ROCO continues assisting local officials. In 2013, one municipality held five town hall meetings to introduce the annual budget to residents, discuss it, ratify it and present an accounting at the end of the fiscal year. Two such meetings in rural areas reached more residents. Recently elected officials of another municipal government met with residents on its investment plan for their four years in office. Local leaders called for community assemblies. In 2014, residents of Moyogalpa municipality protested the appearance of corruption attributable to the mayor. When an investigation resulted in a recommendation to resign that mayor ignored, residents continued to demand his removal.

Sustainability
GDF pyramid displaying society, organization and individual level.
Results were collected and analyzed using the Grassroots Development Framework (GDF). ROCO trained 107 Nicaraguans representing its member organizations, local government and community boards in topics that included law, civic participation, leadership, teamwork, planning, the rights and obligations of citizenship, and the inclusion of women and young Nicaraguans. It acquired land from a municipality and built an office. Members of its associate organizations cleaned up the land and donated their labor to construction; some now manage the office. The members’ organizations support each other with, for example, training in disaster preparedness. ROCO’s members appreciate the network’s value on working together. ROCO’s efforts reached beyond individuals and the network; residents participated in town meetings and other fora and drafted proposals to improve conditions. ROCO helped civil society play a more significant role in the development of Ometepe.

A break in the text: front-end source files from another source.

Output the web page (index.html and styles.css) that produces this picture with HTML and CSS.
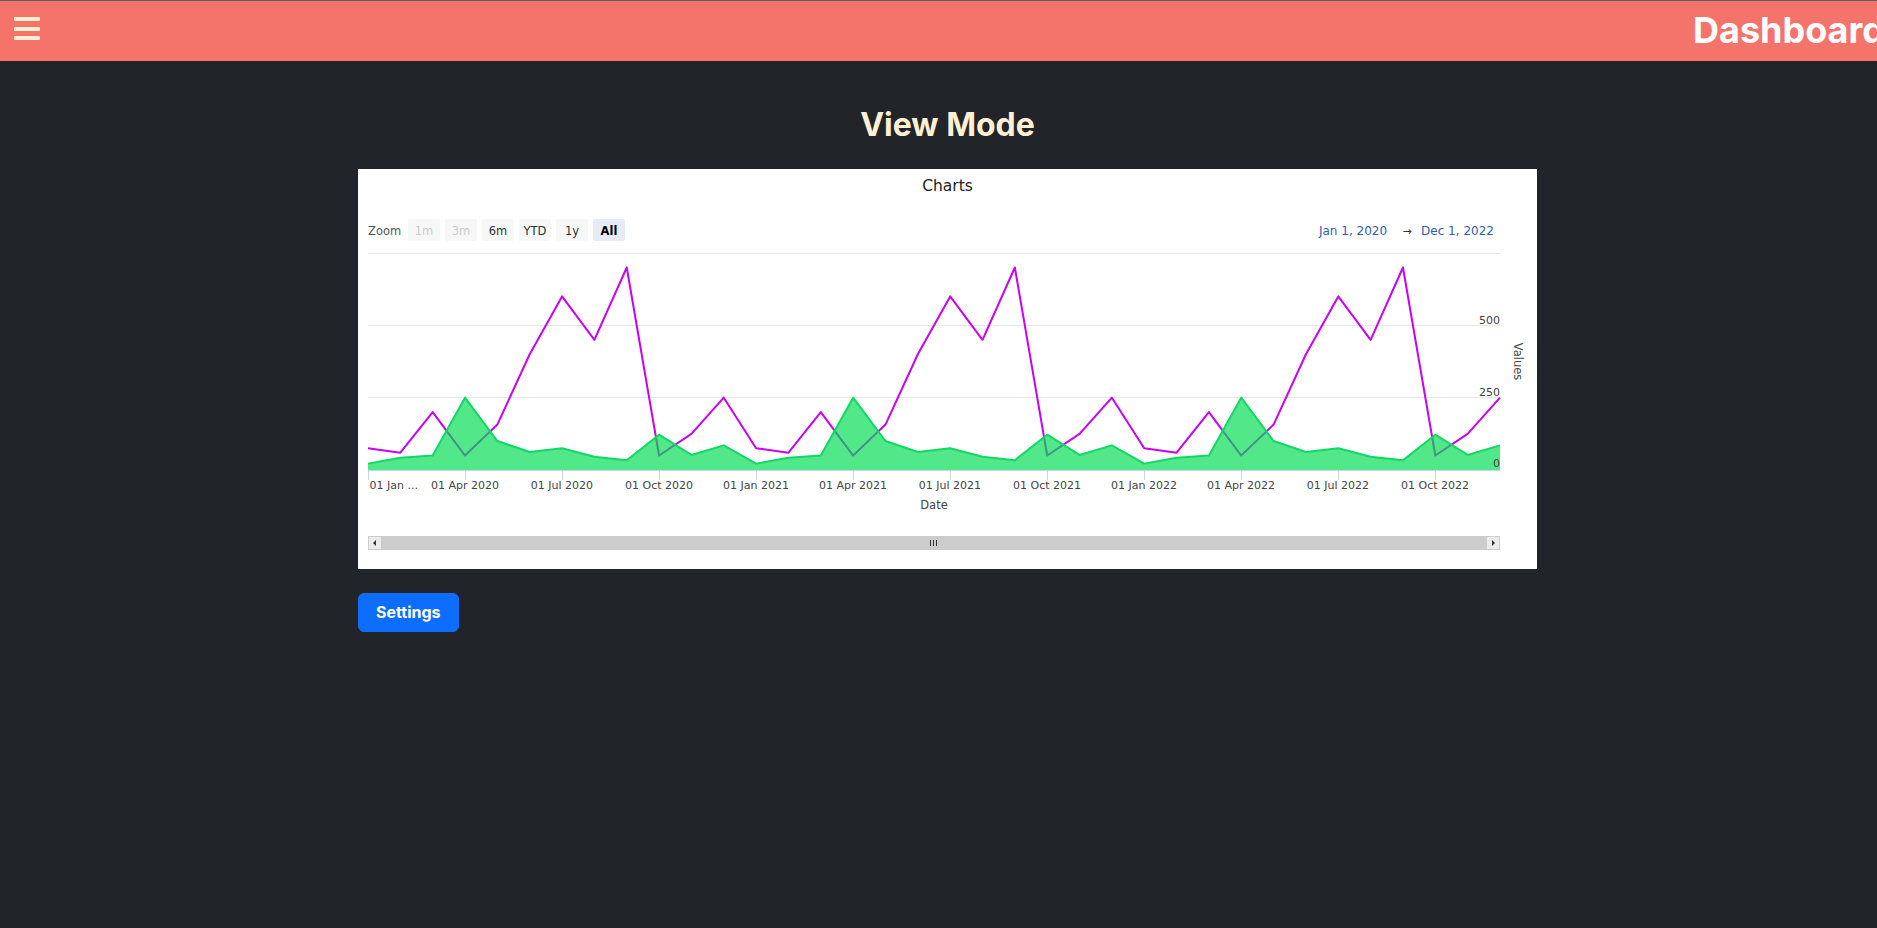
FILE: index.html
```html
<!DOCTYPE html>
<html lang="en">
<head>
<meta charset="utf-8">
<title>Dashboard</title>
<link rel="stylesheet" href="styles.css">
</head>
<body>
<div class="page">
  <header class="topbar">
    <button class="menu-btn" aria-label="Menu">
      <svg width="26" height="24" viewBox="0 0 26 24">
        <rect x="0" y="0" width="26" height="4" rx="1"/>
        <rect x="0" y="10" width="26" height="4" rx="1"/>
        <rect x="0" y="19" width="26" height="4" rx="1"/>
      </svg>
    </button>
    <h1 class="brand">Dashboard</h1>
  </header>

  <main class="content">
    <h2 class="page-title">View Mode</h2>

    <div class="chart-card">
      <svg class="chart" width="1179" height="400" viewBox="0 0 1179 400">
        <text class="c-title" x="589.5" y="21.5">Charts</text>

        <!-- range selector -->
        <text class="rs-label" x="10" y="66">Zoom</text>
        <g class="rs-btn disabled"><rect x="50" y="50" width="32" height="22" rx="2"/><text x="66" y="65.5">1m</text></g>
        <g class="rs-btn disabled"><rect x="87" y="50" width="32" height="22" rx="2"/><text x="103" y="65.5">3m</text></g>
        <g class="rs-btn"><rect x="124" y="50" width="32" height="22" rx="2"/><text x="140" y="65.5">6m</text></g>
        <g class="rs-btn"><rect x="161" y="50" width="32" height="22" rx="2"/><text x="177" y="65.5">YTD</text></g>
        <g class="rs-btn"><rect x="198" y="50" width="32" height="22" rx="2"/><text x="214" y="65.5">1y</text></g>
        <g class="rs-btn selected"><rect x="235" y="50" width="32" height="22" rx="2"/><text x="251" y="65.5">All</text></g>

        <text class="rs-date" x="995" y="65.5">Jan 1, 2020</text>
        <text class="rs-arrow" x="1049" y="65.5">→</text>
        <text class="rs-date" x="1099.5" y="65.5">Dec 1, 2022</text>

        <!-- grid -->
        <g class="grid">
          <line x1="10" y1="84.5" x2="1142" y2="84.5"/>
          <line x1="10" y1="156.5" x2="1142" y2="156.5"/>
          <line x1="10" y1="228.5" x2="1142" y2="228.5"/>
        </g>

        <!-- series -->
        <g transform="translate(10,301) scale(32.342857,-0.289333)">
          <polyline class="s-purple" points="0,75 1,60 2,200 3,50 4,157 5,400 6,600 7,450 8,700 9,50 10,125 11,250 12,75 13,60 14,200 15,50 16,157 17,400 18,600 19,450 20,700 21,50 22,125 23,250 24,75 25,60 26,200 27,50 28,157 29,400 30,600 31,450 32,700 33,50 34,125 35,250"/>
          <polygon class="s-green-area" points="0,0 0,22 1,42 2,50 3,250 4,100 5,62 6,75 7,46 8,34 9,122 10,52 11,85 12,22 13,42 14,50 15,250 16,100 17,62 18,75 19,46 20,34 21,122 22,52 23,85 24,22 25,42 26,50 27,250 28,100 29,62 30,75 31,46 32,34 33,122 34,52 35,85 35,0"/>
          <polyline class="s-green-line" points="0,22 1,42 2,50 3,250 4,100 5,62 6,75 7,46 8,34 9,122 10,52 11,85 12,22 13,42 14,50 15,250 16,100 17,62 18,75 19,46 20,34 21,122 22,52 23,85 24,22 25,42 26,50 27,250 28,100 29,62 30,75 31,46 32,34 33,122 34,52 35,85"/>
        </g>

        <!-- x axis -->
        <line class="axis-line" x1="10" y1="301.5" x2="1142" y2="301.5"/>
        <g class="ticks">
          <line x1="10.5" y1="301" x2="10.5" y2="311"/>
          <line x1="107.5" y1="301" x2="107.5" y2="311"/>
          <line x1="204.5" y1="301" x2="204.5" y2="311"/>
          <line x1="301.5" y1="301" x2="301.5" y2="311"/>
          <line x1="398.5" y1="301" x2="398.5" y2="311"/>
          <line x1="495.5" y1="301" x2="495.5" y2="311"/>
          <line x1="592.5" y1="301" x2="592.5" y2="311"/>
          <line x1="689.5" y1="301" x2="689.5" y2="311"/>
          <line x1="786.5" y1="301" x2="786.5" y2="311"/>
          <line x1="883.5" y1="301" x2="883.5" y2="311"/>
          <line x1="980.5" y1="301" x2="980.5" y2="311"/>
          <line x1="1077.5" y1="301" x2="1077.5" y2="311"/>
        </g>
        <g class="x-labels">
          <text class="first" x="11.5" y="320">01 Jan ...</text>
          <text x="107" y="320">01 Apr 2020</text>
          <text x="204" y="320">01 Jul 2020</text>
          <text x="301" y="320">01 Oct 2020</text>
          <text x="398" y="320">01 Jan 2021</text>
          <text x="495" y="320">01 Apr 2021</text>
          <text x="592" y="320">01 Jul 2021</text>
          <text x="689" y="320">01 Oct 2021</text>
          <text x="786" y="320">01 Jan 2022</text>
          <text x="883" y="320">01 Apr 2022</text>
          <text x="980" y="320">01 Jul 2022</text>
          <text x="1077" y="320">01 Oct 2022</text>
        </g>
        <text class="axis-title" x="576" y="340">Date</text>

        <!-- y axis -->
        <g class="y-labels">
          <text x="1142" y="155">500</text>
          <text x="1142" y="227">250</text>
          <text x="1142" y="298">0</text>
        </g>
        <text class="axis-title" transform="translate(1156,192.5) rotate(90)">Values</text>

        <!-- scrollbar -->
        <g class="scrollbar">
          <rect class="sb-track" x="10.5" y="367.5" width="1131" height="13"/>
          <rect class="sb-thumb" x="24" y="368" width="1104" height="12"/>
          <rect class="sb-btn" x="10.5" y="367.5" width="13" height="13"/>
          <rect class="sb-btn" x="1128.5" y="367.5" width="13" height="13"/>
          <path class="sb-arrow" d="M15 374 L18 371 L18 377 Z"/>
          <path class="sb-arrow" d="M1137 374 L1134 371 L1134 377 Z"/>
          <line class="sb-grip" x1="572.5" y1="371" x2="572.5" y2="377"/>
          <line class="sb-grip" x1="575.5" y1="371" x2="575.5" y2="377"/>
          <line class="sb-grip" x1="578.5" y1="371" x2="578.5" y2="377"/>
        </g>
      </svg>
    </div>

    <button class="btn-settings">Settings</button>
  </main>
</div>
</body>
</html>
```

FILE: styles.css
```css
html,
body {
  margin: 0;
  padding: 0;
  background: #212529;
  overflow: hidden;
}

.page {
  width: 1895px;
  min-height: 928px;
  background: #212529;
}

/* ---------- top bar ---------- */
.topbar {
  box-sizing: border-box;
  height: 61px;
  border-top: 1px solid #5c5f63;
  background: #f4736b;
  display: flex;
  justify-content: space-between;
  align-items: flex-start;
  padding: 0 10px 0 14px;
}

.menu-btn {
  margin-top: 16px;
  width: 26px;
  height: 24px;
  padding: 0;
  border: 0;
  background: none;
  display: block;
}

.menu-btn svg {
  display: block;
  fill: #ffefd5;
}

.brand {
  margin: 11px 0 0 0;
  font-family: Inter, "Liberation Sans", sans-serif;
  font-weight: 700;
  font-size: 36px;
  line-height: 36px;
  color: #ffffff;
  white-space: nowrap;
}

/* ---------- content ---------- */
.content {
  display: flex;
  flex-direction: column;
  align-items: center;
}

.page-title {
  margin: 45px 0 25px;
  font-family: Inter, "Liberation Sans", sans-serif;
  font-weight: 700;
  font-size: 32px;
  line-height: 38px;
  color: #ffefd5;
  text-align: center;
}

.chart-card {
  width: 1179px;
  height: 400px;
  background: #ffffff;
}

.chart {
  display: block;
}

.chart text {
  font-family: "DejaVu Sans", "Noto Sans", sans-serif;
}

.c-title {
  font-size: 15.5px;
  fill: #222222;
  text-anchor: middle;
}

.rs-label {
  font-size: 11.5px;
  fill: #555555;
}

.rs-btn rect {
  fill: #f7f7f7;
}

.rs-btn text {
  font-size: 11.5px;
  fill: #333333;
  text-anchor: middle;
}

.rs-btn.disabled text {
  fill: #cccccc;
}

.rs-btn.selected rect {
  fill: #e6ebf5;
}

.rs-btn.selected text {
  fill: #000000;
  font-weight: bold;
}

.rs-date {
  font-size: 12px;
  fill: #335cad;
  text-anchor: middle;
}

.rs-arrow {
  font-size: 11px;
  fill: #333333;
  text-anchor: middle;
}

.grid line {
  stroke: #e6e6e6;
  stroke-width: 1;
}

.axis-line,
.ticks line {
  stroke: #ccd6eb;
  stroke-width: 1;
}

.s-purple {
  fill: none;
  stroke: #c800f5;
  stroke-width: 2;
  stroke-linejoin: round;
  vector-effect: non-scaling-stroke;
}

.s-green-area {
  fill: rgb(0, 220, 80);
  fill-opacity: 0.68;
  stroke: none;
}

.s-green-line {
  fill: none;
  stroke: #10d865;
  stroke-width: 2;
  stroke-linejoin: round;
  vector-effect: non-scaling-stroke;
}

.x-labels text {
  font-size: 11px;
  fill: #444444;
  text-anchor: middle;
}

.x-labels text.first {
  text-anchor: start;
}

.y-labels text {
  font-size: 11px;
  fill: #444444;
  text-anchor: end;
}

.axis-title {
  font-size: 11.5px;
  fill: #444444;
  text-anchor: middle;
}

.sb-track {
  fill: #f2f2f2;
  stroke: #cccccc;
  stroke-width: 1;
}

.sb-thumb {
  fill: #cccccc;
}

.sb-btn {
  fill: #ebebeb;
  stroke: #cccccc;
  stroke-width: 1;
}

.sb-arrow {
  fill: #333333;
}

.sb-grip {
  stroke: #333333;
  stroke-width: 1;
}

/* ---------- button ---------- */
.btn-settings {
  align-self: flex-start;
  margin: 24px 0 0 358px;
  padding: 7px 17px;
  border: 1px solid #0d6efd;
  border-radius: 6px;
  background: #0d6efd;
  color: #ffffff;
  font-family: Inter, "Liberation Sans", sans-serif;
  font-weight: 700;
  font-size: 16px;
  line-height: 23px;
}
```
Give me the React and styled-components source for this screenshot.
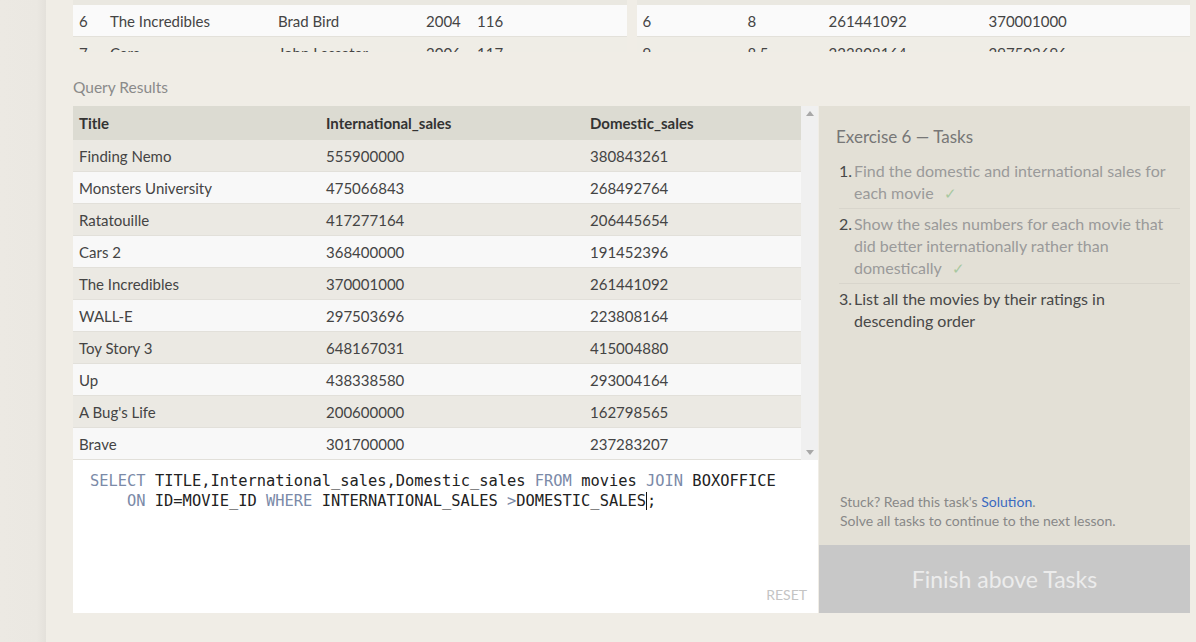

ROCO continues to mobilize resources from other donors and sees itself as self-sufficient. Because the network maintains its volunteer spirit, its office is a clearinghouse for information on civic participation and development, which is available for residents and government officials. ROCO lacks significant funding but the network still rotates its leadership, works to further the rights of indigenous Nicaraguans and clarifies new laws.

ROCO’s adaptability and varied membership has helped it survive. The network includes successful youth groups that offer opportunities to participate in sports, which ROCO believes might encourage them to remain in their communities rather than migrate to cities or abroad. This is a priority for the local government which, in response to residents, allocates a percentage of its budget to soccer. ROCO is recruiting girls into its sports leagues.

Lessons

What worked?
Training network members to adapt to the new laws encouraged ongoing civic engagement in the island’s development.

Leadership that rotated among the network’s 13 members, transparency in the management of the subgrant fund and the presence of local officials in ROCO’s meetings resulted in relationships based on trust and respect.

A mayor from Ometepe attended the Inter-American Mayors’ Conference sponsored by IAF and Dade County, where he learned more about involving residents, which he later applied.

ROCO’s rotating leadership became a model for some island institutions; its effort to keep moving forward under adverse circumstances provides an incentive for civic engagement.

What did not work?
Inconsistent application of the new Nicaraguan law transforming Comités de Desarrollo Municipal (CDM) to Consejos del Poder Ciudadano (CPC) created confusion for local authorities and civil society. Politicization of the committees reduced participation.

Conclusions:

ROCO had a high profile throughout the period of its IAF funding but is now less prominent. To increase its outreach and its goal of coordinating Ometepe’s development would require more members and more partners. Nicaragua’s Network for Democracy and Local Development (RDNNL) publicizes the results achieved by ROCO and its member organizations that want to complement the government’s efforts to improve conditions in Nicaragua. ROCO’s gradual evolution, its flexibility, transparency and vision assure its relevance.